The US government immediately released a string of strong protests. On January 28, 2004, US State Department spokesman Richard Boucher noted that the United States does not agree to lift the arms embargo on China and expressed the hope that the EU and the United States maintain the military sanction against China. With regard to French President Jacques Chirac's remark that arms embargo on China "has ceased to have any sense today," Boucher said: "As for the United States, our laws and rules ban the sales of military supplies to China. We believe other parties should also maintain the current embargo." In addition, US officials also said that the EU transfer of military technology to China will constitute a threat to the national security of the United States and will also lead to an imbalance of military forces across the Taiwan Straits. Adam Erily, another US State Department spokesman, earlier also said that his country has never considered lifting the weapons embargo on China.
Then, currently how do Washington and its allies institute arms embargo on China?

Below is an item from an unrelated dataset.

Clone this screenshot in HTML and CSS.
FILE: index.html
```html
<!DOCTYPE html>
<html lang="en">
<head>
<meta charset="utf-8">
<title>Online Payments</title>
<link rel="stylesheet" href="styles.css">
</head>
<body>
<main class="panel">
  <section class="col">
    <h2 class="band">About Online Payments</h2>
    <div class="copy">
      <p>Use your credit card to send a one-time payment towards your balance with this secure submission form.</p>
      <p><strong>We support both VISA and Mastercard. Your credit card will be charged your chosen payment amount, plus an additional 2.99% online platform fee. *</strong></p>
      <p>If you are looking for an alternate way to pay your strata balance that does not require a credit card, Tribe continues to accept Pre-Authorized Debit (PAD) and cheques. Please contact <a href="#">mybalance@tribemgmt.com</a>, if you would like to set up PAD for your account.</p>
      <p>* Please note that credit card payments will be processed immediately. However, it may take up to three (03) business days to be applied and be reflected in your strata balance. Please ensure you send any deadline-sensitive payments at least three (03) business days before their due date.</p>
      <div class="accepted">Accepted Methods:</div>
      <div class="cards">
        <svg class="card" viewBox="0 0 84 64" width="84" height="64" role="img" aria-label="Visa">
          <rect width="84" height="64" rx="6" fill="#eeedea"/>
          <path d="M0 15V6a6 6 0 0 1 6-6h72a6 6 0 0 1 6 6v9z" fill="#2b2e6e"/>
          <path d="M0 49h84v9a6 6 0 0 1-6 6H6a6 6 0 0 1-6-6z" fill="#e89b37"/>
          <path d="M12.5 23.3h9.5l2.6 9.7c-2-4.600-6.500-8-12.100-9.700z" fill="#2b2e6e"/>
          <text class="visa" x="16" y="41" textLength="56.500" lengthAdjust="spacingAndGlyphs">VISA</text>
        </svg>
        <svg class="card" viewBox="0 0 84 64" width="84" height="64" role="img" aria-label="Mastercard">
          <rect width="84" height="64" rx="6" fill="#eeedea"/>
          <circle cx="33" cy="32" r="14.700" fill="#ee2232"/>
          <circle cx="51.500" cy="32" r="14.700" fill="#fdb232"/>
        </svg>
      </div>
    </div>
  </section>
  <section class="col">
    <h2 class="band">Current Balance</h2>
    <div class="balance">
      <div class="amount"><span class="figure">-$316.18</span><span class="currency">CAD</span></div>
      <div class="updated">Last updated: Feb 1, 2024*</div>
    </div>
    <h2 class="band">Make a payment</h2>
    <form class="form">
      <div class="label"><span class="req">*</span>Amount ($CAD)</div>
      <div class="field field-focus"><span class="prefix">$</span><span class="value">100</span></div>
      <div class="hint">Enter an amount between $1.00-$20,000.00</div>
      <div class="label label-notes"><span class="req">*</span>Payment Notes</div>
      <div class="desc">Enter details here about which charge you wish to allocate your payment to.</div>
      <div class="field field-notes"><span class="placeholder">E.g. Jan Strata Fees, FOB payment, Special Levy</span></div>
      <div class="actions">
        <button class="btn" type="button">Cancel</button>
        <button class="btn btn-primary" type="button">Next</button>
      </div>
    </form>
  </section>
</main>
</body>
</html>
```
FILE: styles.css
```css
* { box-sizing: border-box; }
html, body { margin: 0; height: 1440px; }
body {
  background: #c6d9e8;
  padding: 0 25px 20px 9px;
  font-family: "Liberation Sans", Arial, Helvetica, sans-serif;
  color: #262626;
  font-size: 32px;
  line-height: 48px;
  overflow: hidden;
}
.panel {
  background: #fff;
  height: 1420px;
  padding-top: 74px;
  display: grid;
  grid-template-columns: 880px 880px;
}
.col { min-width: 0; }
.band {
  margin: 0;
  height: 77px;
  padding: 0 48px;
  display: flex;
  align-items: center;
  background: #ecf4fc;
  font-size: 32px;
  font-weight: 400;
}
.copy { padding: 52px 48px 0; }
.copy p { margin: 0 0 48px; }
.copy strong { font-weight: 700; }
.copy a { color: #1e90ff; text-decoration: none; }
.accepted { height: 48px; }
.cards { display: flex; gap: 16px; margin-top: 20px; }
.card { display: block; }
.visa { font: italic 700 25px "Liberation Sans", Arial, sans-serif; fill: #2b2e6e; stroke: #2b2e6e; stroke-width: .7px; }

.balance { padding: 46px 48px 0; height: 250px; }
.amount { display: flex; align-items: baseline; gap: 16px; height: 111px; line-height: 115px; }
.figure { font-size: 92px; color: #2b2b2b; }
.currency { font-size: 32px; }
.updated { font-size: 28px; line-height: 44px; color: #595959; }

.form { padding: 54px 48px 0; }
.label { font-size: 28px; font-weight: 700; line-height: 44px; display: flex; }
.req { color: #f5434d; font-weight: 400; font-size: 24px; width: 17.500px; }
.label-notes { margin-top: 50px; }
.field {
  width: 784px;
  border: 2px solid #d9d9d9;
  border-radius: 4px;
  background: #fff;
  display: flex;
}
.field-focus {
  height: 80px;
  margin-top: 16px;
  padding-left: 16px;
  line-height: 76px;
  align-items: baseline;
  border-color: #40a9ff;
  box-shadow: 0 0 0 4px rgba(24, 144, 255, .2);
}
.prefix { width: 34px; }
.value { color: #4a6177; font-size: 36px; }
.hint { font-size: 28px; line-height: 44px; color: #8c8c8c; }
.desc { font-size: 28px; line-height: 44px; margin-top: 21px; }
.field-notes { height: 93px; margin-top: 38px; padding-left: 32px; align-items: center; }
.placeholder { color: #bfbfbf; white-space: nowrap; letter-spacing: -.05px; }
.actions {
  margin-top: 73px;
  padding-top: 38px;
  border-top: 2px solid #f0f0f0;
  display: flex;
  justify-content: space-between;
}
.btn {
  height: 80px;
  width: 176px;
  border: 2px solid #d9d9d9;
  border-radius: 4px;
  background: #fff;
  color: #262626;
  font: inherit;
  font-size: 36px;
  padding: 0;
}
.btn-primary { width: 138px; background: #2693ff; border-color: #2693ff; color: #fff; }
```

Experts say in terms of content, the arms embargo on China includes two major measures: first is to absolutely forbid the export of armaments to China. The United States and European countries once published in Paris "Declaration on China," deciding to "stop arms deals with China." More than 20 countries have now been equipped with the US-made F-16 fighters and even China's Taiwan Province has also bought quite a few. American freighters and planes are delivering US-made missiles and cannons to various continents every day. Arms from the EU also keep streaming into various parts of the world. However, these things are absolutely not allowed to enter China and in fact they have never emerged in China. Second is to ban the export of "military technologies" to China, which mainly include satellite communications, missiles and nuclear weapon technologies. The "Cox Report" passed by US Congress in 1998 still functions today: almost every deal US merchants made with China must be examined, "to see whether it will help China develop nuclear weapons, missiles and military satellites." The US New York Times once alleged that China stole nuclear technologies from US laboratories; 150 US congressmen jointly lied "China stole a great deal of top US military secret".

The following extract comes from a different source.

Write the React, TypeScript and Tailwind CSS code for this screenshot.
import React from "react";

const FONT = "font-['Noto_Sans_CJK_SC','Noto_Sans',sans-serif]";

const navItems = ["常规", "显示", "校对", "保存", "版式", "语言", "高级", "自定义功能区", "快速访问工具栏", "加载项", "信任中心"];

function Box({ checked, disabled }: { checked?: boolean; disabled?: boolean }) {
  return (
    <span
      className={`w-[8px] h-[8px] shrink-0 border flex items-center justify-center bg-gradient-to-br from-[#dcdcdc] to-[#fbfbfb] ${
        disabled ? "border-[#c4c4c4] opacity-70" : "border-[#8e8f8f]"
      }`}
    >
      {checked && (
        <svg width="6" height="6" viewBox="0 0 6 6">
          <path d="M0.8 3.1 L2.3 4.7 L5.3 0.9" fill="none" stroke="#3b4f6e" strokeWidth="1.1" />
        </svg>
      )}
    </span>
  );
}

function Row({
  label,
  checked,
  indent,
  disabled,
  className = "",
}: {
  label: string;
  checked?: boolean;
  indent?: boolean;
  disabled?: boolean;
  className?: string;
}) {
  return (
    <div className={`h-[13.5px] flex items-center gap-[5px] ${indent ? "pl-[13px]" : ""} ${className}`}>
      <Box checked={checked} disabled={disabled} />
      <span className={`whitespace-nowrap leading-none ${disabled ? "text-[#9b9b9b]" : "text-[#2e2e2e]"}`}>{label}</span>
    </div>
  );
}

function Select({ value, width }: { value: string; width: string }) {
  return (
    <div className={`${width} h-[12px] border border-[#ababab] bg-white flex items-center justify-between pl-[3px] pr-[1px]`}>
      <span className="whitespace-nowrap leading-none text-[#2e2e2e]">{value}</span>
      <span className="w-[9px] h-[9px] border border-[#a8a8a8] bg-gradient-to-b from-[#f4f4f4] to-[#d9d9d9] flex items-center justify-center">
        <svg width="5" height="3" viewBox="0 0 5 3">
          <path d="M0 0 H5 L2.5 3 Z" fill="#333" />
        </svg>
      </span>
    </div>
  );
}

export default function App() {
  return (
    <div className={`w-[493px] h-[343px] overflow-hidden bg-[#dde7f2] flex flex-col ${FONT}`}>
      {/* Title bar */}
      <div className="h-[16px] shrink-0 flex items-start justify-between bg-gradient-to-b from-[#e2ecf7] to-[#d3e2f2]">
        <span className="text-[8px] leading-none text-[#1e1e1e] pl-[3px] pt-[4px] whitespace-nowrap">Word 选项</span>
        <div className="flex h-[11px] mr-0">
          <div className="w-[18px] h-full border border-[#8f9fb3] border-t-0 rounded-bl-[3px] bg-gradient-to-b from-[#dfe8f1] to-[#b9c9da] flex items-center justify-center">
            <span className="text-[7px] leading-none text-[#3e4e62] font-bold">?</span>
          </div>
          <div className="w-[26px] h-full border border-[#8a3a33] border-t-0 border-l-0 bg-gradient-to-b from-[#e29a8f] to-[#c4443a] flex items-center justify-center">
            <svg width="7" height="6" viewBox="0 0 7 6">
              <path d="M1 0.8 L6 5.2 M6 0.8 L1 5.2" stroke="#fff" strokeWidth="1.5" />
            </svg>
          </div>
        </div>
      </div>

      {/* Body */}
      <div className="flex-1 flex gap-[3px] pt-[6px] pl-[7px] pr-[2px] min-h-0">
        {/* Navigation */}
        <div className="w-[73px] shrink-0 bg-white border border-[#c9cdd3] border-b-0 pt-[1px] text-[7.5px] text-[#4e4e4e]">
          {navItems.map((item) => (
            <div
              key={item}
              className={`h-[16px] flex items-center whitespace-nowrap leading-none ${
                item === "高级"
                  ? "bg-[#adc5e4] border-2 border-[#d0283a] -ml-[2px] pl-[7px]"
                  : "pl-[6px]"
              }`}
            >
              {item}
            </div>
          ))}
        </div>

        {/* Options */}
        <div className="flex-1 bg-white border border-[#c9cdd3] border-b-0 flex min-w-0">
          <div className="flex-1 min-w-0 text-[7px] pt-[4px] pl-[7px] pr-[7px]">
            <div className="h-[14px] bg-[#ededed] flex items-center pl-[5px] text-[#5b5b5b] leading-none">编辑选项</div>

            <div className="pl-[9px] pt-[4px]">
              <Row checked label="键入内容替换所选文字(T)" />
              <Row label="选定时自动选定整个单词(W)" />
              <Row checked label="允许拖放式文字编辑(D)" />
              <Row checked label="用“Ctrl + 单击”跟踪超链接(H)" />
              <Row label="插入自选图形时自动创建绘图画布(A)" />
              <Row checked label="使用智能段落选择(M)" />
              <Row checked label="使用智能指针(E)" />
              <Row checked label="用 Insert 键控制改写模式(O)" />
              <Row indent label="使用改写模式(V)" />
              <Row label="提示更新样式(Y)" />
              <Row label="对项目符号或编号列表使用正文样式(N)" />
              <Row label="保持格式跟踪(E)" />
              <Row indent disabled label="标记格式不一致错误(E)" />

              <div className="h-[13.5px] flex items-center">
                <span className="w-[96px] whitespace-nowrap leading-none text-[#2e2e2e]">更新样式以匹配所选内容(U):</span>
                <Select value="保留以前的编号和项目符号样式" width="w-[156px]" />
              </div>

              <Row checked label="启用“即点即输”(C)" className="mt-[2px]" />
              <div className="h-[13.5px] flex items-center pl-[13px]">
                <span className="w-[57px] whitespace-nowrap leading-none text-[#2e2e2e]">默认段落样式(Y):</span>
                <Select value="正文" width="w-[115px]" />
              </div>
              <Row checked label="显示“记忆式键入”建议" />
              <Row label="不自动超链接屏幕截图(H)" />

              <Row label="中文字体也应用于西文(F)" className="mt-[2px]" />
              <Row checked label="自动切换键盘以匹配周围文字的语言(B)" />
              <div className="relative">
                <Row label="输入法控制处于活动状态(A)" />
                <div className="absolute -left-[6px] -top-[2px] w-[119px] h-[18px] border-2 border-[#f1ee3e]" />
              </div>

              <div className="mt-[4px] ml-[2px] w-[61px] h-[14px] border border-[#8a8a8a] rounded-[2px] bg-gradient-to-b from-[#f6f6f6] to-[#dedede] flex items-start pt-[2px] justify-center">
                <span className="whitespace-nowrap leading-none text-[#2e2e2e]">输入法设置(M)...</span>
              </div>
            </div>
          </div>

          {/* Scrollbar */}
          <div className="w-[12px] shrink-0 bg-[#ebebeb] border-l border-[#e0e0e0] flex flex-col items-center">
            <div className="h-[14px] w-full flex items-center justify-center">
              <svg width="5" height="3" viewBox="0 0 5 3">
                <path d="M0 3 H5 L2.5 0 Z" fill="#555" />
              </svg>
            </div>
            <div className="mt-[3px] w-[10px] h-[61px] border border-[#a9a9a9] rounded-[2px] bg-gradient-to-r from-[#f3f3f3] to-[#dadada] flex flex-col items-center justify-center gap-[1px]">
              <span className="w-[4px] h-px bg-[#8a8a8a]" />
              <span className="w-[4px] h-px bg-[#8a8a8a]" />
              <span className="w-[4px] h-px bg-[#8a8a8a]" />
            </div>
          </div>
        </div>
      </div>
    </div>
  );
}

In terms of form, there are three kinds of military sanction against China: first is a series of bills released by the United States to prevent "Chinese armed forces from being equipped with US arms and technologies." The US Congress repeatedly passed the "Foreign Relations Authorization Act", banning the export of defense utilities included in the "United States Munitions List" and US-made commercial satellites to be launched by China's rockets. According to the act, "there is no possibility" for the four major arms dealers-Lockheed Martin, Boeing, Northrop Grumman and Raytheon, which monopolize the US defense industry, "to make arms deals with China". Second is joint arms embargo on China. In June 1989, it was declared at the European Communities (EC) Leaders' Meeting: "EC stops the military cooperation and weapon trade with China." In 1996, 33 countries jointly signed the "Wassenaar Agreement" to include "missiles and technological proliferation" in the list of the arms embargo on China. A responsible person with a European arms company said recently that the US-European unity is of huge deterrent, concerning "sale of arms to China, we even dare not dream of it". Third is the United States keeping an eye on its allies to prevent them from selling arms to China. At the end of 2002, the United States requested Israel to freeze the contract on the export of all arms and "security equipment" to China on the ground that the weaponry Israel planned to export to China contains the "sophisticated military technology" of the United States. Prior to this, under the great pressure applied by the United States, Israel cancelled the contract on sales of the early warning radar system to China. In addition, the US military bases scattering worldwide, spy ships cruising the sea, reconnaissance planes in the air and military satellites in space are all observing movements around China at any time, forming a "protective web" preventing Western arms from entering China.
Experts say that there is no weaponry from the United States and Western Europe in China, nor is there any sign of American and European "sophisticated technologies" in Chinese armed forces.
What's the intention of the US government?
Why does the United States not give up the arms embargo on China? Why does it protest against EU countries' call for lifting the embargo on China?
A senior official with the US Defense Department put it this way: the United States must maintain at least 30-year advance in key fields of strategic significance and generally makes decision on export to China on the basis of this principle. A recent report by the US Washington Observer Weekly noted that the reason why the United States sticks to application of military sanction against China is "not because it is worried about defeat in a possible military conflict with China, but because it wants to guarantee the smallest price to be paid in this conflict. Experts noted that, in other words, the reason for US arms embargo on China is that there are people with US military departments regarding China as "an enemy who is likely to go to war with the United States," "to impose sanction on an enemy is a matter of course." The United States' hasty warning to the EU against the lifting of arms embargo on China indicated on the one hand that the EU was serious about lifting the embargo and, on the other hand, it showed the United Stated felt the pressure. The United States worried that the web of sanction against China would be torn apart once the EU set the precedent.
Then, will the US warning and protest work? French President Jacques Chirac said that EU's "arms embargo on China will probably be raised within several months." This means, to European countries, it is a general trend. However, a EU official said it is "obviously a hard thing" to make all the EU countries say "No" to the United States and to put so many countries under American pressure. Therefore, "lifting the arms embargo on China is the necessity, but when will the embargo be lifted depends on how firm the determination of the EU is."
Chinese military experts pointed out that for China, US continued imposition of arms embargo is of no substantive meaning. Without US-made military equipment and technologies, China has all the same sent manned spacecraft to the space, and China's ballistic missiles are by no means inferior to those of any country, China has also made its own computer chips. All these are the best reply to the West's military sanctions against China. No wonder US allies also admitted, "arms embargo on China makes no sense!" Even personages in the US space circle appealed that the United States and China should avoid space race, instead, they should cooperate with each other in space technologies.